Introduction of blockchain technology creates need for additional cybersecurity enhancements including:

  • Applying recognized cybersecurity practices to the validation of permitted nodes,
  • Validating effective cybersecurity practices in developing smart contracts; and
  • Managing the necessary external interactions that will be involved in the process.

Internal audit should have access to resources that are capable of evaluating the structure of blocks themselves to verify that they are indeed indisputable; have necessary cryptography features; functioning; and secure.

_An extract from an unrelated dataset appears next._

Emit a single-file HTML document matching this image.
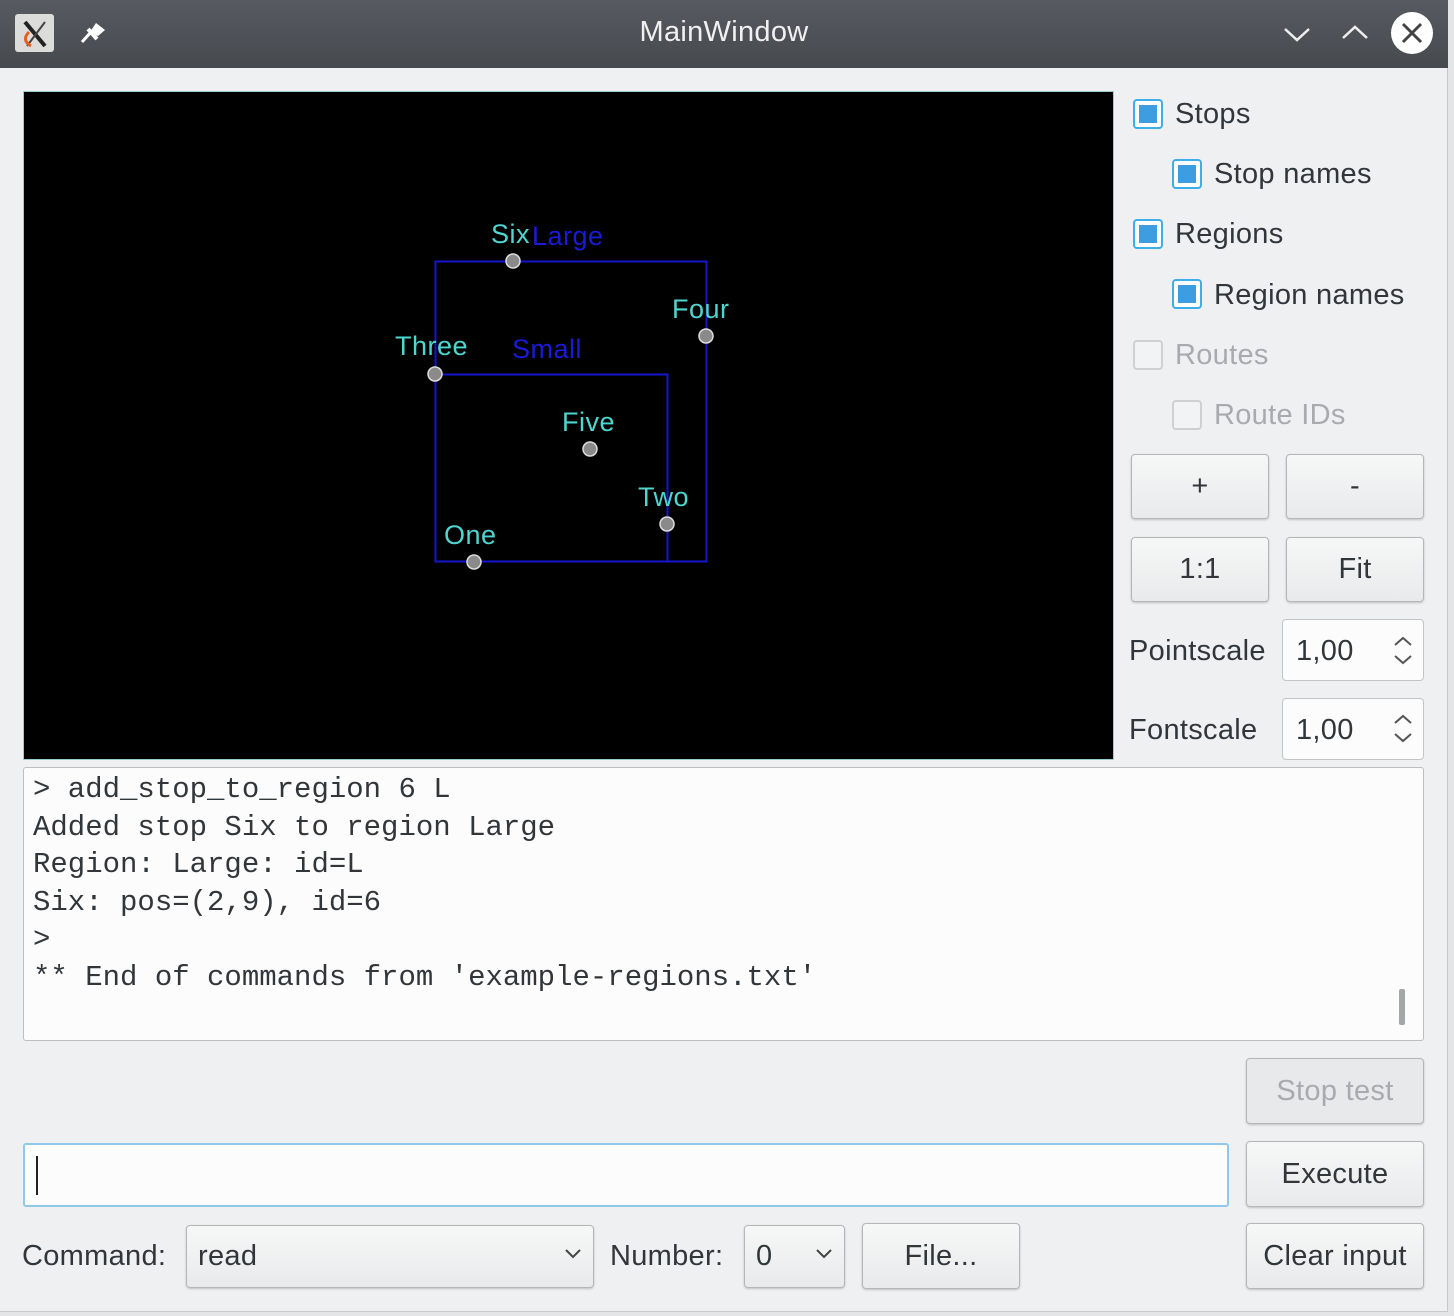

At a broad level, possible considerations for internal audit include:

  • Governance: Governance includes issues such as password security guidelines, defining standard operating procedures for adding and removing nodes, and various digital signature components and verification algorithms.
  • Risk Management: Risk management encompasses the password storage and security, contract monitoring for code errors and tampering, interaction with non-blockchain entities, and off-chain data storage.
  • Control Procedures: These include managing network access, specific network actions, node agreement, ordering and execution of transactions, and the maintenance of current block versions and content.

Most organizations – particularly listed entities (or those answerable to large groups of stakeholders) –would require auditing and reporting regularly to demonstrate that systems are functioning as intended. These activities also need to be incorporated into the long-term internal audit strategy and plan.